If there’s definitively negative aspect of Assassin’s Creed III, it’s that the game has a tendency toward glitches and bugs. Some are minor and goofy—forest animals disappearing into cliff sides, for example—while others can affect the game in frustrating ways. In one instance, I was tasked with swimming to a ship and assassinating an enemy without being noticed by other guards. Everything was working out until I realized one guard was stuck in his patrol route, perpetually walking and getting stuck to part of the boat. What made the issue worse was that, for whatever reason, he turned to face me no matter where I came from—not normal behavior for this guard, I later learned. After restarting the checkpoint multiple times, I finally resolved to restart my system, which did eventually fix the issue. Needless to say, I was aggravated.

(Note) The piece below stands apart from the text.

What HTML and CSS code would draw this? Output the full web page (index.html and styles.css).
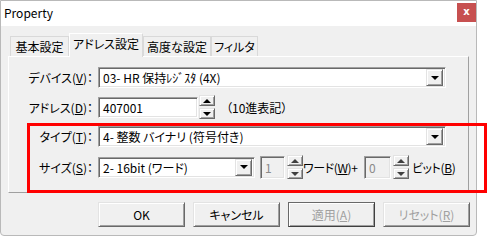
FILE: index.html
```html
<!DOCTYPE html>
<html lang="ja">

<head>
  <meta charset="UTF-8">
  <title>Property</title>
  <link rel="stylesheet" href="styles.css">
</head>

<body>

  <div class="window">
    <div class="titlebar">
      <span class="title">Property</span>
      <span class="close">x</span>
    </div>

    <div class="client">
      <div class="tabs">
        <div class="tab t1">基本設定</div>
        <div class="tab t2 active">アドレス設定</div>
        <div class="tab t3">高度な設定</div>
        <div class="tab t4">フィルタ</div>
      </div>

      <div class="panel">
        <div class="row row-device">
          <label class="lbl">デバイス(<u>V</u>)：</label>
          <div class="combo wide">
            <span class="combo-text">03- HR 保持ﾚｼﾞｽﾀ (4X)</span>
            <span class="drop"><i class="arrow-down"></i></span>
          </div>
        </div>

        <div class="row row-address">
          <label class="lbl">アドレス(<u>D</u>)：</label>
          <div class="field addr">407001</div>
          <div class="spin tall">
            <span class="spin-btn"><i class="arrow-up"></i></span>
            <span class="spin-btn"><i class="arrow-down"></i></span>
          </div>
          <span class="note">（10進表記）</span>
        </div>

        <!-- annotation box around type / size -->
        <div class="mark">
          <div class="row row-type">
            <label class="lbl">タイプ(<u>T</u>)：</label>
            <div class="combo wide">
              <span class="combo-text">4- 整数 バイナリ (符号付き)</span>
              <span class="drop"><i class="arrow-down"></i></span>
            </div>
          </div>

          <div class="row row-size">
            <label class="lbl">サイズ(<u>S</u>)：</label>
            <div class="combo short">
              <span class="combo-text">2- 16bit (ワード)</span>
              <span class="drop"><i class="arrow-down"></i></span>
            </div>
            <div class="field disabled num-word">1</div>
            <div class="spin">
              <span class="spin-btn"><i class="arrow-up gray"></i></span>
              <span class="spin-btn"><i class="arrow-down gray"></i></span>
            </div>
            <span class="unit unit-word">ワード(<u>W</u>)+</span>
            <div class="field disabled num-bit">0</div>
            <div class="spin">
              <span class="spin-btn"><i class="arrow-up gray"></i></span>
              <span class="spin-btn"><i class="arrow-down gray"></i></span>
            </div>
            <span class="unit unit-bit">ビット(<u>B</u>)</span>
          </div>
        </div>
      </div>

      <div class="buttons">
        <button class="btn">OK</button>
        <button class="btn">キャンセル</button>
        <button class="btn default" disabled>適用(<u>A</u>)</button>
        <button class="btn" disabled>リセット(<u>R</u>)</button>
      </div>
    </div>
  </div>

</body>

</html>
```

FILE: styles.css
```css
body {
  margin: 0;
  background-color: #ffffff;
  font-family: "Noto Sans CJK JP", "Noto Sans", sans-serif;
  font-size: 12px;
  font-feature-settings: "palt";
  color: #000;
}

.window {
  width: 475px;
  height: 234px;
  border: 1px solid #b9b9b9;
  border-radius: 0 0 4px 4px;
  background-color: #f0f0f0;
}

.titlebar {
  height: 25px;
  background-color: #ffffff;
  display: flex;
  align-items: flex-start;
  justify-content: space-between;
}

.title {
  margin: 5px 0 0 3px;
  font-size: 12px;
  line-height: 14px;
  font-feature-settings: normal;
}

.close {
  width: 19px;
  height: 19px;
  margin: 2px 0 0 0;
  background-color: #c75050;
  color: #fff;
  font-family: "DejaVu Sans", sans-serif;
  font-weight: bold;
  font-size: 10px;
  line-height: 18px;
  text-align: center;
}

.client {
  padding-top: 7px;
}

/* tabs */
.tabs {
  display: flex;
  align-items: flex-end;
  padding-left: 9px;
  height: 23px;
  position: relative;
  z-index: 2;
}

.tab {
  box-sizing: border-box;
  height: 20px;
  border: 1px solid #d9d9d9;
  border-bottom: none;
  background-color: #f0f0f0;
  text-align: center;
  line-height: 20px;
  white-space: nowrap;
}

.t1 { width: 59px; }
.t2 { width: 74px; }
.t3 { width: 68px; }
.t4 { width: 47px; }

.tab.active {
  height: 24px;
  margin-bottom: -1px;
  line-height: 20px;
  border-color: #ffffff #d9d9d9 #f0f0f0 #ffffff;
}

.panel {
  box-sizing: border-box;
  width: 461px;
  height: 137px;
  margin-left: 7px;
  border: 1px solid;
  border-color: #ffffff #a0a0a0 #a0a0a0 #ffffff;
  padding-top: 10px;
}

.row {
  display: flex;
  align-items: center;
}

.lbl {
  width: 84px;
  margin-right: 5px;
  text-align: right;
  white-space: nowrap;
}

.row-device { height: 21px; }

.row-address {
  height: 24px;
  margin-top: 7px;
}

/* red annotation frame */
.mark {
  box-sizing: border-box;
  width: 460px;
  height: 70px;
  margin: 4px 0 0 18px;
  border: 3px solid #ff0000;
  position: relative;
  z-index: 3;
}

.mark .lbl { width: 63px; }

.row-type { height: 21px; }

.row-size {
  height: 24px;
  margin-top: 8px;
}

/* sunken fields */
.combo,
.field {
  box-sizing: border-box;
  height: 21px;
  background-color: #ffffff;
  border: 1px solid;
  border-color: #a0a0a0 #ffffff #ffffff #a0a0a0;
  box-shadow: inset 1px 1px 0 #696969, inset -1px -1px 0 #e3e3e3;
  display: flex;
  align-items: center;
}

.combo { justify-content: space-between; }
.combo.wide { width: 348px; }
.combo.short { width: 157px; }

.combo-text {
  padding-left: 4px;
  white-space: nowrap;
}

.drop {
  box-sizing: border-box;
  width: 17px;
  height: 17px;
  margin-right: 2px;
  background-color: #f0f0f0;
  border: 1px solid;
  border-color: #e3e3e3 #696969 #696969 #e3e3e3;
  box-shadow: inset 1px 1px 0 #ffffff, inset -1px -1px 0 #a0a0a0;
  display: flex;
  align-items: center;
  justify-content: center;
}

.field { padding-left: 4px; }
.field.addr { width: 100px; }

.field.disabled {
  background-color: #f0f0f0;
  color: #8a8a8a;
  height: 23px;
}

.num-word {
  width: 25px;
  margin-left: 5px;
}

.num-bit {
  width: 27px;
}

.spin {
  display: flex;
  flex-direction: column;
  justify-content: space-between;
  width: 16px;
  height: 24px;
  margin-left: 2px;
}

.spin.tall { margin-left: 1px; }

.spin-btn {
  box-sizing: border-box;
  height: 11px;
  background-color: #f0f0f0;
  border: 1px solid;
  border-color: #e3e3e3 #696969 #696969 #e3e3e3;
  box-shadow: inset 1px 1px 0 #ffffff, inset -1px -1px 0 #a0a0a0;
  display: flex;
  align-items: center;
  justify-content: center;
}

.arrow-down,
.arrow-up {
  width: 0;
  height: 0;
  border-left: 4px solid transparent;
  border-right: 4px solid transparent;
}

.arrow-down { border-top: 4px solid #000; }
.arrow-up { border-bottom: 4px solid #000; }
.arrow-down.gray { border-top-color: #404040; }
.arrow-up.gray { border-bottom-color: #404040; }

.note { margin-left: 11px; }

.unit {
  white-space: nowrap;
  letter-spacing: -0.4px;
}

.unit-word {
  width: 61px;
  flex-shrink: 0;
}

.unit-bit { margin-left: 3px; }

/* dialog buttons */
.buttons {
  display: flex;
  gap: 8px;
  padding: 9px 0 0 97px;
}

.btn {
  box-sizing: border-box;
  width: 87px;
  height: 25px;
  padding: 0;
  font-family: inherit;
  font-size: 12px;
  font-feature-settings: "palt";
  color: #000;
  background-color: #f0f0f0;
  border: 1px solid;
  border-color: #e3e3e3 #696969 #696969 #e3e3e3;
  box-shadow: inset 1px 1px 0 #ffffff, inset -1px -1px 0 #a0a0a0;
}

.btn:disabled { color: #a0a0a0; }

.btn.default {
  border-color: #696969 #404040 #404040 #696969;
}
```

The good news is, Ubisoft seems committed to weeding out and fixing these issues, as evidenced by the day-one bug-fixing patch.

Even with its oddities and glitches, it’s hard not to love Assassin’s Creed III. This is the kind of game that reminds you why you have eyeballs, while simultaneously helping you appreciate the dedication and thoroughness of the research and design teams at Ubisoft. The game’s story is sure to keep you talking long after its conclusion, and its breadth will have you coming back for more. Should you choose to buy the latest chapter in the Assassin saga—which I suggest you do—let me give you one piece of advice: explore the world. The game is full of subtle touches and side stories that would be a shame to miss.

Assassin’s Creed III was developed by Ubisoft Montreal and published by Ubisoft. A PlayStation 3 copy was provided by the publisher for the purposes of review.